| >Even with that, there are obvious limitations described by Amdahl's law, which states there is a logarithmic maximum potential improvement by increasing hardware provisions. I don't know why so many people are obsessed with Amdahl's law as some universal argument. The quoted section is not only 100% incorrect, it sweeps the blatantly obvious energy problem under the rug. Imagine going to a local forest and pointing at a crow and shouting "penguin!", while there are squirrels running around. What Amdahl's law says is that given a fixed problem size and infinite processors, the parallel section will cease to be a bottleneck. This is irrelevant for AI, because people throw more hardware at bigger problems. It's also irrelevant for a whole bunch of other problems. Self driving cars aren't all connected to a supercomputer. They have local processors that don't even communicate with each other. >The latest innovations go far beyond logarithmic gains: there is now GPT-based software which replaces much of the work of CAD Designers, Illustrators, Video Editors, Electrical Engineers, Software Engineers, Financial Analysts, and Radiologists, to name a few. >And yet these perinatal automatons are totally eviscerating all knowledge based work as the relaxation of the original hysterics arrives. These two sentences contradict each other. You can't eviscerate something and only mostly "replace" it. This is a very disappointing blog post that focuses on wankery over substance. |
> This is irrelevant for AI, because people throw more hardware at bigger problems
GAI is a fixed problem which is Solomonoff Induction. Further Amdahl's law is a limitation on neither software nor a super computer.

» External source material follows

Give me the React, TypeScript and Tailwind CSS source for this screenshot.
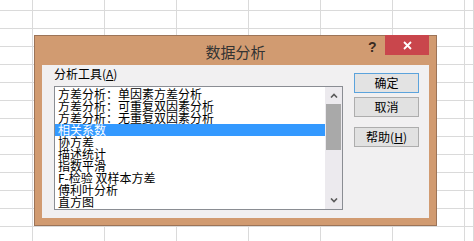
import React from "react";

const items = [
  "方差分析：单因素方差分析",
  "方差分析：可重复双因素分析",
  "方差分析：无重复双因素分析",
  "相关系数",
  "协方差",
  "描述统计",
  "指数平滑",
  "F-检验 双样本方差",
  "傅利叶分析",
  "直方图",
];

const font = { fontFamily: '"Noto Sans CJK SC", "Noto Sans", sans-serif' };

export default function App() {
  const cells = Array.from({ length: 14 * 8 });
  return (
    <div className="relative w-[474px] h-[241px] overflow-hidden bg-white" style={font}>
      <div className="grid grid-cols-[33px_repeat(6,72px)_1fr] grid-rows-[11px_repeat(13,18px)]">
        {cells.map((_, i) => (
          <div key={i} className="border-r border-b border-[#dadada]" />
        ))}
      </div>

      <div className="absolute left-[34px] top-[35px] w-[403px] h-[191px] bg-[#d19b71] border border-[#9c7458] flex flex-col">
        <div className="relative h-[29px] flex items-center justify-center">
          <span className="text-[15px] leading-[15px] text-[#333333] mt-[1px]">数据分析</span>
          <span className="absolute left-[333px] top-[4px] text-[14px] font-bold leading-[14px] text-[#3a2b22]" style={{ fontFamily: '"Liberation Sans", sans-serif' }}>?</span>
          <div className="absolute right-[7px] top-[-1px] w-[44px] h-[20px] bg-[#c9464c] flex items-center justify-center">
            <svg width="9" height="9" viewBox="0 0 9 9">
              <path d="M1 1 L8 8 M8 1 L1 8" stroke="#ffffff" strokeWidth="1.8" />
            </svg>
          </div>
        </div>

        <div className="mx-[7px] h-[153px] bg-[#f1f0f1] flex">
          <div className="pl-[12px] pt-[3px] flex flex-col">
            <div className="text-[12px] leading-[12px] text-black">
              分析工具(<span className="underline underline-offset-1">A</span>)
            </div>
            <div className="mt-[6px] w-[289px] h-[124px] border border-[#8a8d93] bg-white flex">
              <div className="flex-1 pt-[1px] flex flex-col">
                {items.map((t, i) => (
                  <div
                    key={t}
                    className={
                      i === 3
                        ? "h-[12px] pl-[3px] text-[12px] leading-[12px] bg-[#3399ff] text-white whitespace-nowrap"
                        : "h-[12px] pl-[3px] text-[12px] leading-[12px] text-black whitespace-nowrap"
                    }
                  >
                    {t}
                  </div>
                ))}
              </div>
              <div className="w-[17px] bg-[#eceaee] flex flex-col">
                <div className="h-[17px] flex items-center justify-center">
                  <svg width="8" height="5" viewBox="0 0 8 5">
                    <path d="M1 4.5 L4 1.5 L7 4.5" stroke="#5a5a5a" strokeWidth="1.6" fill="none" />
                  </svg>
                </div>
                <div className="mx-[1px] h-[46px] bg-[#a9a9a9]" />
                <div className="flex-1" />
                <div className="h-[17px] flex items-center justify-center">
                  <svg width="8" height="5" viewBox="0 0 8 5">
                    <path d="M1 0.5 L4 3.5 L7 0.5" stroke="#5a5a5a" strokeWidth="1.6" fill="none" />
                  </svg>
                </div>
              </div>
            </div>
          </div>

          <div className="ml-[11px] pt-[8px] flex flex-col">
            <div className="w-[65px] h-[20px] border border-[#5ba3dc] bg-[#e3e3e3] flex items-center justify-center text-[12px] leading-[12px] text-black">
              确定
            </div>
            <div className="mt-[4px] w-[65px] h-[20px] border border-[#adadad] bg-[#e1e1e1] flex items-center justify-center text-[12px] leading-[12px] text-black">
              取消
            </div>
            <div className="mt-[10px] w-[65px] h-[20px] border border-[#adadad] bg-[#e1e1e1] flex items-center justify-center text-[12px] leading-[12px] text-black">
              帮助(<span className="underline underline-offset-1">H</span>)
            </div>
          </div>
        </div>
      </div>
    </div>
  );
}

Both inference and training rely on parallelization, LLM inference has multiple serialization points per layer. Vegh et al 2019 quantifies how Amdahl's law limits success in neural networks[1]. He further states:
"A general misconception (introduced by successors of Amdahl) is to assume that Amdahl’s law is valid for software only". It would apply to a neural network as it does equally to the problem of self-driving cars.
> These two sentences contradict each other
There is no contradiction only a misunderstanding of what "eviscerates" means and even with that incorrect definition resulting in your threshold test, it still remains applicable.
1. https://pmc.ncbi.nlm.nih.gov/articles/PMC6458202/
Further reading on Amdahl's law w.r.t LLM:
2. https://medium.com/@TitanML/harmonizing-multi-gpus-efficient...
3. https://pages.cs.wisc.edu/~sinclair/papers/spati-iiswc23-tot...